Requirement: Read the listing below and copy out every line that holds "size".

Recorded information:

____

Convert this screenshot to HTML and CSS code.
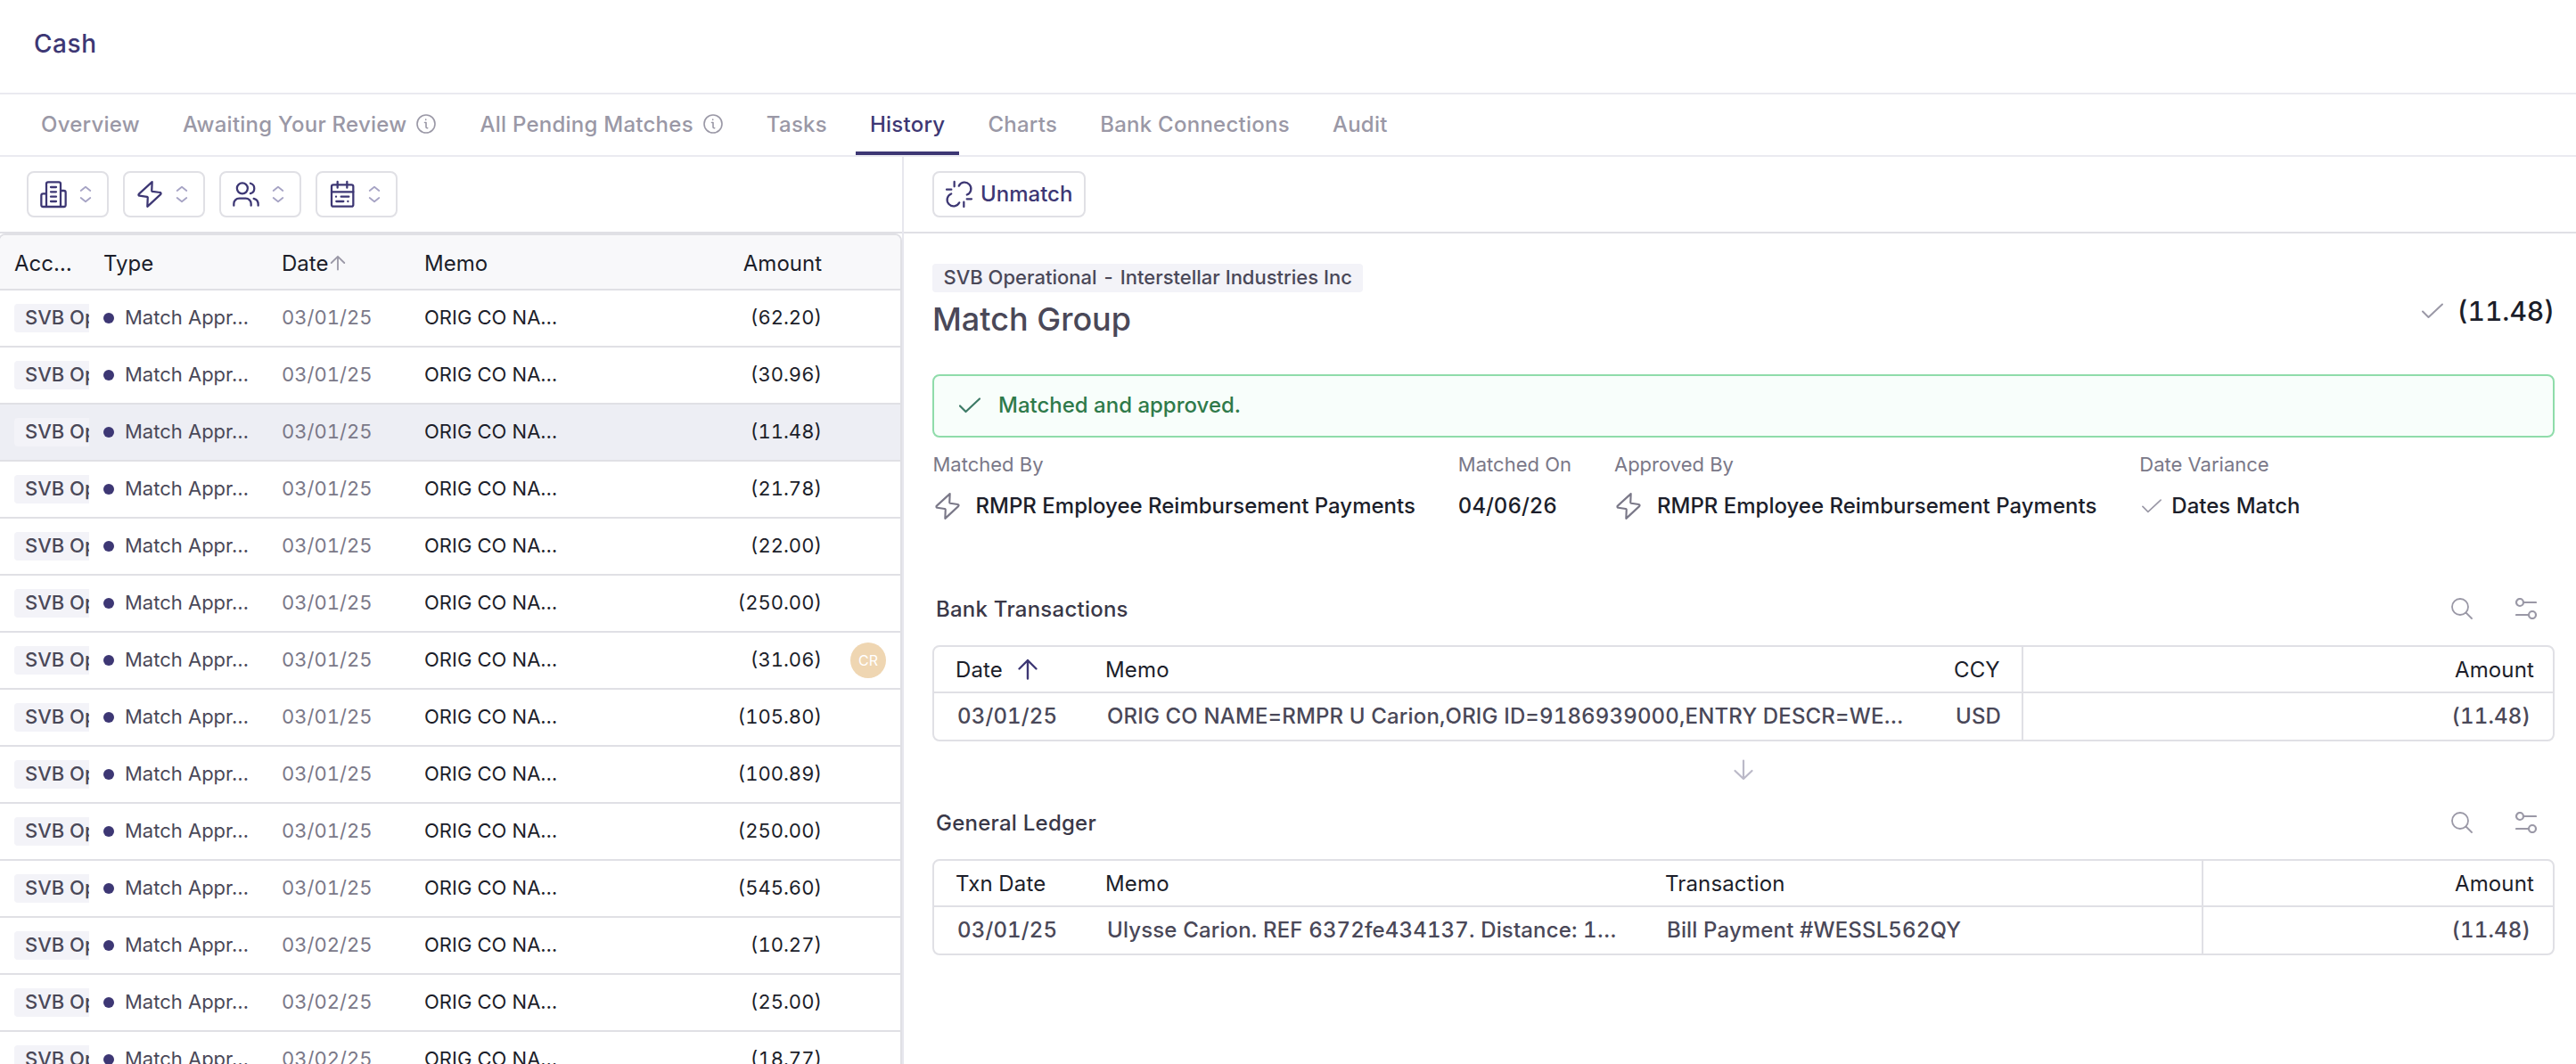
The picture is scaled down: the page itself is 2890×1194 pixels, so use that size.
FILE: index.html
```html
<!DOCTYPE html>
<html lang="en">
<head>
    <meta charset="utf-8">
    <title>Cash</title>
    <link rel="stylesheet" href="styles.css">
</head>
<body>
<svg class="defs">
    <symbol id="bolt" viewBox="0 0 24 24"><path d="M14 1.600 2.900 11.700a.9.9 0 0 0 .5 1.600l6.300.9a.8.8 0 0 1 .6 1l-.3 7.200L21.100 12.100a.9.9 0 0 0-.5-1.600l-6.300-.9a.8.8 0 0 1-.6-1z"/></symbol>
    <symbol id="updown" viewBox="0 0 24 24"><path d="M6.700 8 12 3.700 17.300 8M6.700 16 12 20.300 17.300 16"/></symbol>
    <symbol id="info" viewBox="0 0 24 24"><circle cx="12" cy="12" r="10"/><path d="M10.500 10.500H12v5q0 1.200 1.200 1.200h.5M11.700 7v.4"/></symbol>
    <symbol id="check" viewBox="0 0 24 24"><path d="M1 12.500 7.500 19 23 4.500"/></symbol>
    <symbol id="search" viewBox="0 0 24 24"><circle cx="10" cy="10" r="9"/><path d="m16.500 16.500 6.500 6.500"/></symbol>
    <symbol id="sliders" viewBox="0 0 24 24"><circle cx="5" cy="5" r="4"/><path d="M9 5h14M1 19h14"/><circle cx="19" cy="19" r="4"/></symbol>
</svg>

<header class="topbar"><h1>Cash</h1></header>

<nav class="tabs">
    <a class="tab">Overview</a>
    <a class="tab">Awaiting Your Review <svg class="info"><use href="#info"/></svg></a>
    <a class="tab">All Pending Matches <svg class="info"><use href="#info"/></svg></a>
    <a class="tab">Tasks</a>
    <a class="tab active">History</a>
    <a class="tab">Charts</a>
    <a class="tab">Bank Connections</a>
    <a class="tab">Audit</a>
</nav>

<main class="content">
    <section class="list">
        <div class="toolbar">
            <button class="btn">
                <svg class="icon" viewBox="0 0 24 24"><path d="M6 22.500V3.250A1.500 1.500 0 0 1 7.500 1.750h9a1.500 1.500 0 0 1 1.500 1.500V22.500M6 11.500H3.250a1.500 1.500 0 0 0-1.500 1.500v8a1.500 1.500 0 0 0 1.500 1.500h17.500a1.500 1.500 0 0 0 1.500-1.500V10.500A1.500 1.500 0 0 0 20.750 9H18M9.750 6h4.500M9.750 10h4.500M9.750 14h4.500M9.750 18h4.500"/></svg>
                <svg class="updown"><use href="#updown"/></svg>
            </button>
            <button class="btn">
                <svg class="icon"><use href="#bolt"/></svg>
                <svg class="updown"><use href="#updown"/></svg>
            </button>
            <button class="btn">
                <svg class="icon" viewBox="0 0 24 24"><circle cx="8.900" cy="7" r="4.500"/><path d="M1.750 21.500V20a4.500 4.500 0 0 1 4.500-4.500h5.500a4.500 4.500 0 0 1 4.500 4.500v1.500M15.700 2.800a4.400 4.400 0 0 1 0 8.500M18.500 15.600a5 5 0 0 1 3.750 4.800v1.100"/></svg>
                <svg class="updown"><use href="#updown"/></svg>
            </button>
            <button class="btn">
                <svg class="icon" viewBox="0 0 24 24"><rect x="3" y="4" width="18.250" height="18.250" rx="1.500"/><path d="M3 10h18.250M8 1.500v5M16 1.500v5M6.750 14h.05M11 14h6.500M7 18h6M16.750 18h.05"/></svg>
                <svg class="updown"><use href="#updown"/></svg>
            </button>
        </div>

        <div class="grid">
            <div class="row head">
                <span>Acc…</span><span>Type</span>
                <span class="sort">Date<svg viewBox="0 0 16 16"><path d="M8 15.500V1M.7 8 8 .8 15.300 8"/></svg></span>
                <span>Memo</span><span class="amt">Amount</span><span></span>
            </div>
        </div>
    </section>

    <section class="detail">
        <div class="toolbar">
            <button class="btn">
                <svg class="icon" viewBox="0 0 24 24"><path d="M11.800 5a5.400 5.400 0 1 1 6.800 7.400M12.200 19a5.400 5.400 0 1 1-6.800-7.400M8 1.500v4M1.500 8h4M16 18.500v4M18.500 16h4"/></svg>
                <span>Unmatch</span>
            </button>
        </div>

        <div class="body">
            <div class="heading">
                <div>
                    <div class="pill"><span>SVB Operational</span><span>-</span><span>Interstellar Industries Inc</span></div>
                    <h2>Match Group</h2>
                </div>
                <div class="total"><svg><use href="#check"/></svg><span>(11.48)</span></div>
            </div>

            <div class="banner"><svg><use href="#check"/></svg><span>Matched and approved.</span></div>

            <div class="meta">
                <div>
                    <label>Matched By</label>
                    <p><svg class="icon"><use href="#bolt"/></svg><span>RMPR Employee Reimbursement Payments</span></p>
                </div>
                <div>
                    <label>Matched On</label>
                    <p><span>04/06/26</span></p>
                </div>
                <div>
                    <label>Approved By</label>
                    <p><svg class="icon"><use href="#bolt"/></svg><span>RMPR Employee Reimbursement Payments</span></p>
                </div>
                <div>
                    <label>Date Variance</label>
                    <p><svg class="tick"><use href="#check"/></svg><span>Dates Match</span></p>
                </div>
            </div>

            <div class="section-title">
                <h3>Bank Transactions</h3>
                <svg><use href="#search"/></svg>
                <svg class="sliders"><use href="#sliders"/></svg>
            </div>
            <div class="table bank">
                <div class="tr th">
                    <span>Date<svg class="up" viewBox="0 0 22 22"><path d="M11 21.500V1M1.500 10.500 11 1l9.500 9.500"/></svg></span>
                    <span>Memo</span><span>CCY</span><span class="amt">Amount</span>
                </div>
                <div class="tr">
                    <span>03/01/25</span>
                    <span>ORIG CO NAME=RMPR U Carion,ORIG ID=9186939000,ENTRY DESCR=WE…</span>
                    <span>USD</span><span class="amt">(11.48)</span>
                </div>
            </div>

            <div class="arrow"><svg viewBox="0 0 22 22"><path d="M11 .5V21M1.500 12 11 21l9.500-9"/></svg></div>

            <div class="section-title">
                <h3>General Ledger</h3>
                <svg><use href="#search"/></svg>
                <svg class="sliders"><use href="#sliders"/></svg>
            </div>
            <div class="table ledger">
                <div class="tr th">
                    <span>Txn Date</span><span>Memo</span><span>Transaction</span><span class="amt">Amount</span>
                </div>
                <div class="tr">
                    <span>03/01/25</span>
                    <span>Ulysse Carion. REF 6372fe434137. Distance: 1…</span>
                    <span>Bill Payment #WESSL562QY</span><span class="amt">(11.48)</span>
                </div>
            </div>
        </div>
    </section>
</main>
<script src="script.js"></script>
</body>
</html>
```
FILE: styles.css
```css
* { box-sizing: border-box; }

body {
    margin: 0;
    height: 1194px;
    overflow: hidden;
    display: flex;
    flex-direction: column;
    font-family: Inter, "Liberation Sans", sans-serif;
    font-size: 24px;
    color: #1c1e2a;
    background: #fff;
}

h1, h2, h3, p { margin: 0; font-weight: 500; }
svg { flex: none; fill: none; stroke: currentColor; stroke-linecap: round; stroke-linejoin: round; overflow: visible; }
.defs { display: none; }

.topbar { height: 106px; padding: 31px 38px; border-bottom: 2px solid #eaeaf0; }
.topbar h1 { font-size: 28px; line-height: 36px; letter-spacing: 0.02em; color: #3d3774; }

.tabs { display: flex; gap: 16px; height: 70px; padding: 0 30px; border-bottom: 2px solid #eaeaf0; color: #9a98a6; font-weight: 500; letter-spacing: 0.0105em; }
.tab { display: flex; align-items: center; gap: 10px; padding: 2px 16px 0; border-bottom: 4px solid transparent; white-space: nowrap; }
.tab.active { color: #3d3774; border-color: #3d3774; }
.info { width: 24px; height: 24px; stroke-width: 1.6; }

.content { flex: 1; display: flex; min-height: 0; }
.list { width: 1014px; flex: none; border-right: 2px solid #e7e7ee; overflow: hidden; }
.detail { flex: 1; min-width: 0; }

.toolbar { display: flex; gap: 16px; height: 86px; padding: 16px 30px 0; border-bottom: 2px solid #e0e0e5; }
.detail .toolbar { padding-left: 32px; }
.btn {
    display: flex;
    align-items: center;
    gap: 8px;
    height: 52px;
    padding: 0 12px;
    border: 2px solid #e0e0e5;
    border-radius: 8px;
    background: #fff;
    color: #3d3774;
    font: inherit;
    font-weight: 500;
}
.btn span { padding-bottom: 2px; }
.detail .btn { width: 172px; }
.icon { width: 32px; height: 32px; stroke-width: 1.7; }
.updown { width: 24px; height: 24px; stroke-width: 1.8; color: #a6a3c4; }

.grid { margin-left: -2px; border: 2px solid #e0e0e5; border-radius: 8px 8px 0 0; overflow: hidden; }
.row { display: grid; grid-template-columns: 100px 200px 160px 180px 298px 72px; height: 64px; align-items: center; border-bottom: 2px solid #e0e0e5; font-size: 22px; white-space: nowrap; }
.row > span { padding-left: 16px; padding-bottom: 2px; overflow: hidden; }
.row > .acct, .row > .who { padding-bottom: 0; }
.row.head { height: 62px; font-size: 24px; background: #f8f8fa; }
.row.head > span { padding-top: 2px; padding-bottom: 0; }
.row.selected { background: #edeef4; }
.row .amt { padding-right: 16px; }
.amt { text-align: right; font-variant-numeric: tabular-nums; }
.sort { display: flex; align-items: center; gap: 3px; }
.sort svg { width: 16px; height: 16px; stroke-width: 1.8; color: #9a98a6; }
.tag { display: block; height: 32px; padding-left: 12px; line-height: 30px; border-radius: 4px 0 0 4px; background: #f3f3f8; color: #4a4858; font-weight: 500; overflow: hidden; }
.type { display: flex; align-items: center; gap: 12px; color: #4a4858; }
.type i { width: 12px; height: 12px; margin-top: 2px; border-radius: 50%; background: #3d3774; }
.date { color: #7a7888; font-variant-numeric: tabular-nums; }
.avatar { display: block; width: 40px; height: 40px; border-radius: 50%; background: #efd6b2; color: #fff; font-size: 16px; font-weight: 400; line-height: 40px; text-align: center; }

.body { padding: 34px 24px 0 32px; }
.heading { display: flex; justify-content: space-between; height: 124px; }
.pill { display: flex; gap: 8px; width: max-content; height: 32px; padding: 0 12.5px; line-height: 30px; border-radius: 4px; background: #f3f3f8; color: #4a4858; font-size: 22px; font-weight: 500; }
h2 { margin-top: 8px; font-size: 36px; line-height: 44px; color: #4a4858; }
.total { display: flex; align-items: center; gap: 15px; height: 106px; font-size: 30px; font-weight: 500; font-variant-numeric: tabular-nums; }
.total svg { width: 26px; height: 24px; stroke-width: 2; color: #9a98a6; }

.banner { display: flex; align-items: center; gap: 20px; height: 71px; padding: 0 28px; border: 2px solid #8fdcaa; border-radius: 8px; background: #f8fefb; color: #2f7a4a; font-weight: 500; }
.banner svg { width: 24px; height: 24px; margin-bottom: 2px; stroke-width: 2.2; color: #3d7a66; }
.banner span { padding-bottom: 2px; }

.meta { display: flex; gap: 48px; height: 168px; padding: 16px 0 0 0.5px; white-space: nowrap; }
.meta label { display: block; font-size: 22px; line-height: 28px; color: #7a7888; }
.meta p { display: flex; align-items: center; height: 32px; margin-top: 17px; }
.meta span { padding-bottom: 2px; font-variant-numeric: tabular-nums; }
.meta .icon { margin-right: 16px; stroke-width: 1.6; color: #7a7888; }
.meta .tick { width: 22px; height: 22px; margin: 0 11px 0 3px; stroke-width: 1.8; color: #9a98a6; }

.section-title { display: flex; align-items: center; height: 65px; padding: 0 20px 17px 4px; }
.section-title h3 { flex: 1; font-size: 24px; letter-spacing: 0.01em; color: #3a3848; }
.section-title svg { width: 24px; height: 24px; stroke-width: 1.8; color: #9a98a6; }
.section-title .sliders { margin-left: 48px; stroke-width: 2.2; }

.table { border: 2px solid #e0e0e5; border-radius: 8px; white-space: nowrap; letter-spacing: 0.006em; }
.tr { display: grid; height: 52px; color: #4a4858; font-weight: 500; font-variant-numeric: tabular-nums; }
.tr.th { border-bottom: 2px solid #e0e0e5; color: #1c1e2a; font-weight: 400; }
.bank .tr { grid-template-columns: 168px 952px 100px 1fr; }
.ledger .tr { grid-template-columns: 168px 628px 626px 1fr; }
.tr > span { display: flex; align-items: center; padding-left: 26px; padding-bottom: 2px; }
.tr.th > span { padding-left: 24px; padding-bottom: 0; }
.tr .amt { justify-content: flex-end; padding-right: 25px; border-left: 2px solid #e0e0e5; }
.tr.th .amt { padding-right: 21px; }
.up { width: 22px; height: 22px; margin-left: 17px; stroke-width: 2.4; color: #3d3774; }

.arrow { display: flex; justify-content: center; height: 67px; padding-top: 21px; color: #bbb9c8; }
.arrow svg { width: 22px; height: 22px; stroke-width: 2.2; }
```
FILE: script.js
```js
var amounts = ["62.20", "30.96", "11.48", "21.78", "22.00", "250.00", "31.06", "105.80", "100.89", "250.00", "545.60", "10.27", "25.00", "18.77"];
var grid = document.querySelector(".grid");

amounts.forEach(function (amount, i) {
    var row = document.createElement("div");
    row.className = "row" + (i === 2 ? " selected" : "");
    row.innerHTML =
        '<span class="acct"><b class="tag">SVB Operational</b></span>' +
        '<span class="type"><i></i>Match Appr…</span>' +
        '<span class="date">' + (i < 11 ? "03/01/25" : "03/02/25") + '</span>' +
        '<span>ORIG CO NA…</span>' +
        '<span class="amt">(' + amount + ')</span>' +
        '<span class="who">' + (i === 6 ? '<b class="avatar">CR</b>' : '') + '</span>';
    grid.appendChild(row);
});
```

____

Solution to the exercise:
The picture is scaled down: the page itself is 2890×1194 pixels, so use that size.
    font-size: 24px;
.topbar h1 { font-size: 28px; line-height: 36px; letter-spacing: 0.02em; color: #3d3774; }
.row { display: grid; grid-template-columns: 100px 200px 160px 180px 298px 72px; height: 64px; align-items: center; border-bottom: 2px solid #e0e0e5; font-size: 22px; white-space: nowrap; }
.row.head { height: 62px; font-size: 24px; background: #f8f8fa; }
.avatar { display: block; width: 40px; height: 40px; border-radius: 50%; background: #efd6b2; color: #fff; font-size: 16px; font-weight: 400; line-height: 40px; text-align: center; }
.pill { display: flex; gap: 8px; width: max-content; height: 32px; padding: 0 12.5px; line-height: 30px; border-radius: 4px; background: #f3f3f8; color: #4a4858; font-size: 22px; font-weight: 500; }
h2 { margin-top: 8px; font-size: 36px; line-height: 44px; color: #4a4858; }
.total { display: flex; align-items: center; gap: 15px; height: 106px; font-size: 30px; font-weight: 500; font-variant-numeric: tabular-nums; }
.meta label { display: block; font-size: 22px; line-height: 28px; color: #7a7888; }
.section-title h3 { flex: 1; font-size: 24px; letter-spacing: 0.01em; color: #3a3848; }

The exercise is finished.